In looking at that picture you posted above, what kind of things run through your head that tell you to NOT simply punch out. Because if that were me, I would have ejected long before I had a chance to poop myself, which would likely take all of about 0.3 seconds.
There is a natural human resistance to making the decision to leave the warm, comfortable womb of the cockpit. There is a binary finality of it that goes against a pilot's human instinct to try and fix whatever the problem is -- with ejection being an admission that he/she cannot save the ship.
One of the significant aspects to learning to fly an ejection seat aircraft is the mantra that, "the decision to eject is made on the ground". In other words, a pilot has to know his ship inside and out, have thoroughly analyzed all the regimes of flight and all of the aspects that can arise out of various emergencies. Based on that knowledge and analysis, a pilot has to decide, "in this situation, I am going to pull the handles and get out, no matter what." There are minimum altitudes for both controlled and uncontrolled ejection (depends on the capabilities of the seat itself, but about 2,000' AGL for controlled ejection and 10,000' for uncontrolled ejection) that are briefed and treated with religiosity.

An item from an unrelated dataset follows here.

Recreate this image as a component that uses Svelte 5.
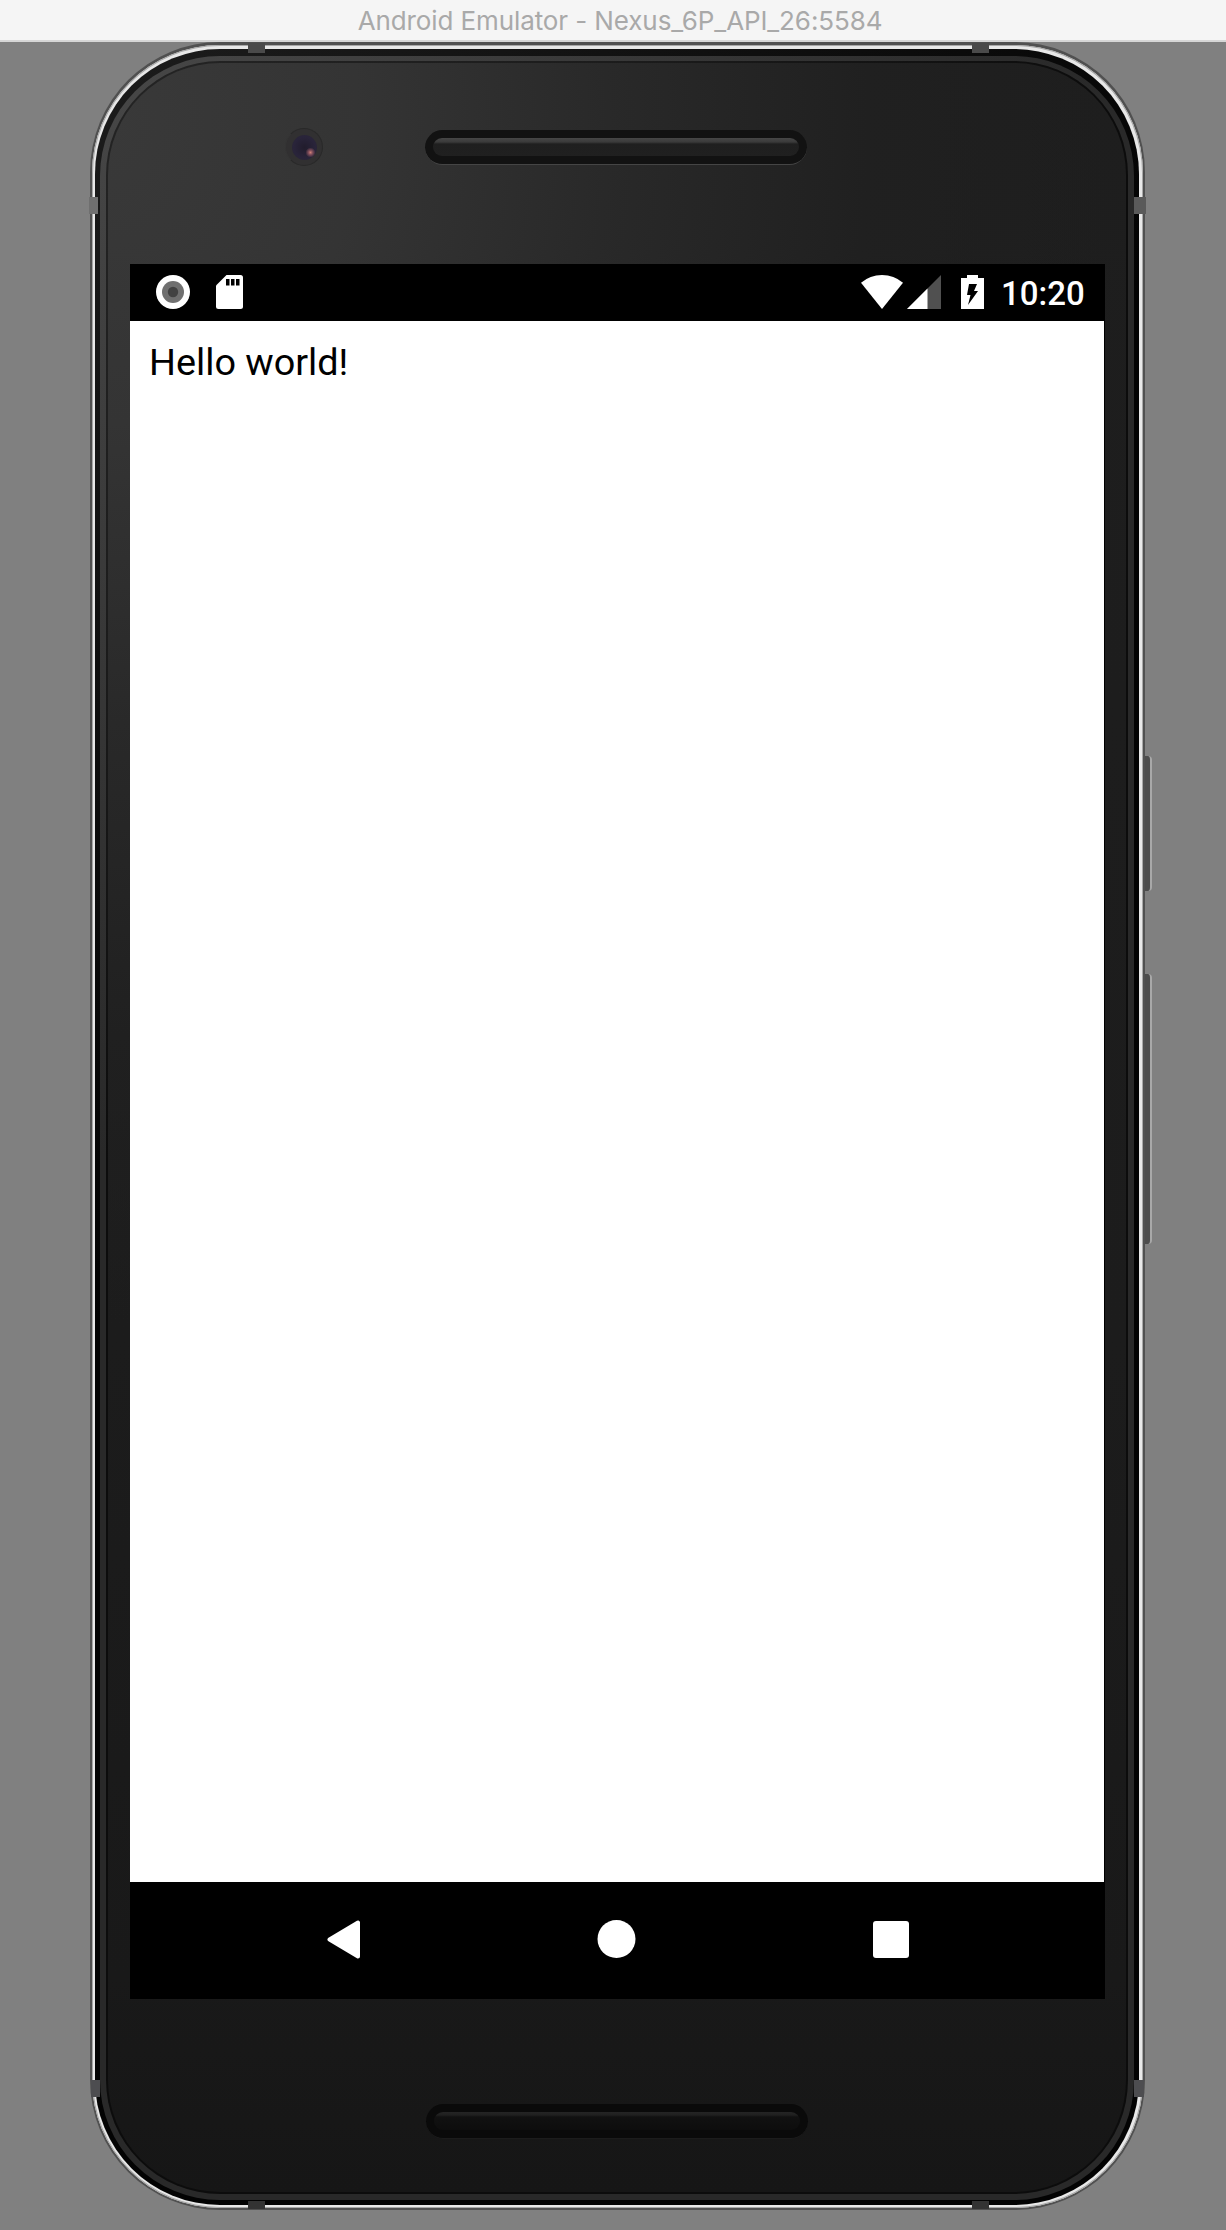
<script>
  const time = '10:20';
</script>

<div class="window">
  <header class="titlebar">Android Emulator - Nexus_6P_API_26:5584</header>
  <div class="stage">
    <div class="edge">
      <i class="key power"></i>
      <i class="key volume"></i>
      <i class="band t l1"></i><i class="band t r1"></i>
      <i class="band b l1"></i><i class="band b r1"></i>
      <i class="band s left up"></i><i class="band s right up"></i>
      <i class="band s left down"></i><i class="band s right down"></i>
      <div class="chrome">
        <div class="seam">
          <div class="lip">
            <div class="groove">
              <div class="face">
                <div class="top">
                  <span class="camera"><b></b></span>
                  <span class="speaker"><b></b></span>
                </div>
                <main class="screen">
                  <div class="status">
                    <svg width="34" height="34" viewBox="0 0 34 34">
                      <circle cx="17" cy="17" r="17" fill="#fff" />
                      <circle cx="17" cy="17" r="11" fill="#707070" />
                      <circle cx="17" cy="17" r="5.2" fill="#424242" />
                    </svg>
                    <svg class="sd" width="27" height="34" viewBox="0 0 27 34">
                      <path d="M10.5 0H24.5Q27 0 27 2.5V31.5Q27 34 24.5 34H2.5Q0 34 0 31.5V10.5Z" fill="#fff" />
                      <path d="M10 4h3.5v6.5H10zM15 4h3.5v6.5H15zM20 4h3.5v6.5H20z" fill="#000" />
                    </svg>
                    <span class="gap"></span>
                    <svg width="42" height="34" viewBox="0 0 42 34">
                      <path d="M21 34L0 7.8Q9 0 21 0T42 7.8Z" fill="#fff" />
                    </svg>
                    <svg class="cell" width="34" height="34" viewBox="0 0 34 34">
                      <path d="M34 0V34H0Z" fill="#505050" />
                      <path d="M20.5 13.5V34H0Z" fill="#fff" />
                    </svg>
                    <svg class="battery" width="23" height="34" viewBox="0 0 23 34">
                      <path d="M6 0H17V3H23V34H0V3H6Z" fill="#fff" />
                      <path d="M8 9H16L13 16H17L7 30L9.5 20H6Z" fill="#000" />
                    </svg>
                    <time>{time}</time>
                  </div>
                  <div class="content">Hello world!</div>
                  <nav>
                    <svg width="34" height="39" viewBox="0 0 34 39">
                      <path d="M2.5 19.5L31 2.5V36.5Z" fill="#fff" stroke="#fff" stroke-width="4" stroke-linejoin="round" />
                    </svg>
                    <svg class="home" width="39" height="39" viewBox="0 0 39 39">
                      <circle cx="19.5" cy="19" r="19" fill="#fff" />
                    </svg>
                    <svg class="recent" width="36" height="37" viewBox="0 0 36 37">
                      <rect width="36" height="37" rx="3" fill="#fff" />
                    </svg>
                  </nav>
                </main>
                <div class="bottom"><span class="speaker low"><b></b></span></div>
              </div>
            </div>
          </div>
        </div>
      </div>
    </div>
  </div>
</div>

<style>
  :global(body) {
    margin: 0;
    background: #808080;
  }
  .window {
    width: 1226px;
    height: 2230px;
    overflow: hidden;
    background: #808080;
    font-family: Roboto, sans-serif;
  }
  .window * {
    box-sizing: border-box;
  }
  svg {
    display: block;
    flex: none;
  }
  .titlebar {
    height: 42px;
    background: #f5f5f5;
    border-bottom: 2px solid #d6d6d6;
    color: #a9a9a9;
    font: 26px/42px Inter, sans-serif;
    letter-spacing: -0.1px;
    text-align: center;
    padding-left: 14px;
    white-space: nowrap;
  }
  .stage {
    padding: 0 81px 0 90px;
  }
  .edge {
    position: relative;
    height: 2168px;
    padding: 3px 2px 2px;
    border-radius: 130px;
    background: #505050;
  }
  .chrome {
    height: 100%;
    padding: 4px 4px 3px 3px;
    border-radius: 128px;
    background: #e8e8e8;
    box-shadow: inset 0 0 0 1px #a8a8a8;
  }
  .seam {
    height: 100%;
    padding: 7px 5px 5px;
    border-radius: 125px;
    background: linear-gradient(135deg, #1c1c1c, #030303 40%);
  }
  .lip {
    height: 100%;
    padding: 5px 6px 6px;
    border-radius: 120px;
    background: radial-gradient(1000px 1100px at 0 0, #474747, #3c3c3c 40%, #292929 100%);
  }
  .groove {
    height: 100%;
    padding: 2px;
    border-radius: 114px;
    background: radial-gradient(1000px 1100px at 0 0, #242424, #1c1c1c 50%, #0c0c0c 100%);
  }
  .face {
    height: 100%;
    padding: 0 22px;
    border-radius: 112px;
    background: radial-gradient(
        1000px 1200px at 0 60px,
        #393939,
        #343434 25%,
        #292929 50%,
        #202020 76%,
        rgba(30, 30, 30, 0) 100%
      ),
      linear-gradient(#1e1e1e, #1c1c1c 60%, #191919 90%, #161616);
  }
  .top {
    height: 201px;
    padding: 65px 0 0 155px;
    display: flex;
    align-items: flex-start;
  }
  .camera {
    width: 38px;
    height: 38px;
    border-radius: 50%;
    background: #313031;
    border: 1px solid #292929;
    border-left-color: #353535;
    display: grid;
    place-items: center;
  }
  .camera b {
    width: 25px;
    height: 25px;
    border-radius: 50%;
    background: radial-gradient(circle at 74% 70%, #d08078 0, #84505c 2px, transparent 5px),
      radial-gradient(circle, #211c2c 0, #29243a 60%, #2b2733);
  }
  .speaker {
    width: 382px;
    height: 35px;
    margin: 2px 0 0 102px;
    padding: 8px;
    border-radius: 18px;
    background: #121212;
    border-bottom: 1px solid #454545;
  }
  .speaker b {
    display: block;
    height: 18px;
    border-radius: 9px;
    background: linear-gradient(#474747, #3a3a3a 4px, #1f1f1f 6px, #202020);
  }
  .screen {
    width: 975px;
    height: 1735px;
    background: #000;
    display: flex;
    flex-direction: column;
  }
  .status {
    height: 57px;
    background: #000;
    display: flex;
    align-items: flex-start;
    padding: 11px 20px 0 25.5px;
  }
  .sd {
    margin-left: 26.5px;
  }
  .gap {
    flex: 1;
  }
  .cell {
    margin-left: 4px;
  }
  .battery {
    margin-left: 20px;
  }
  time {
    margin-left: 17px;
    width: 84px;
    color: #fff;
    font: 500 33px/38px Roboto, sans-serif;
  }
  .content {
    flex: 1;
    margin-right: 1px;
    padding: 17px 19px;
    background: #fff;
    color: #000;
    font-size: 37.8px;
    line-height: 48px;
  }
  nav {
    height: 117px;
    background: #000;
    display: flex;
    align-items: center;
    padding-left: 197px;
    padding-bottom: 2px;
  }
  .home {
    margin-left: 236px;
  }
  .recent {
    margin-left: 237px;
  }
  .bottom {
    display: flex;
    padding-top: 103px;
    padding-left: 296px;
  }
  .low {
    margin-left: 0;
    background: #0a0a0a;
    border-color: #1c1c1c;
  }
  .low b {
    background: linear-gradient(#242424, #202020 3px, #111 5px, #0d0d0d);
  }
  .key {
    position: absolute;
    left: 1055px;
    width: 7px;
    background: #4c4c4c;
    border-right: 2px solid #a8a8a8;
    border-radius: 0 4px 4px 0;
  }
  .power {
    top: 714px;
    height: 135px;
  }
  .volume {
    top: 932px;
    height: 270px;
  }
  .band {
    position: absolute;
    background: #4a4a4a;
  }
  .t,
  .b {
    width: 17px;
    height: 10px;
  }
  .t {
    top: 1px;
  }
  .b {
    bottom: 1px;
    height: 8px;
    background: #333;
  }
  .l1 {
    left: 158px;
  }
  .r1 {
    left: 882px;
  }
  .s {
    width: 9px;
    height: 17px;
    background: #6f6f6f;
  }
  .left {
    left: -1px;
  }
  .right {
    right: -1px;
    width: 12px;
    background: #5a5a5a;
  }
  .up {
    top: 155px;
  }
  .down {
    top: 2038px;
    background: #4d4d50;
  }
  .down.left {
    left: 1px;
  }
  .down.right {
    right: 1px;
    width: 10px;
  }
</style>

The reason that methodology is so thoroughly hammered into a new pilot's psyche is because the #1 reason for unsuccessful ejections (in other words, pilots who pulled the handles but did not live through the experience) is "a delayed decision to eject". There is, sadly, a massive body of evidence going back 50 years which they've analyzed to determine this.
So, the statistics and human factors analysis substantiates this idea that pilots don't instinctively want to eject in an emergency, but rather want to instinctively stay with the jet and keep trying to fly it.
I have never bailed out of an aircraft, and I hope I never have to. I do have several close friends, however, who have, and they all describe the temporal distortion they experienced prior to pulling the ejection handles in which they internally debated with themselves over punching out vs staying with it, and that it was ultimately a bigtime gut check fighting their natural instinct when they did eject.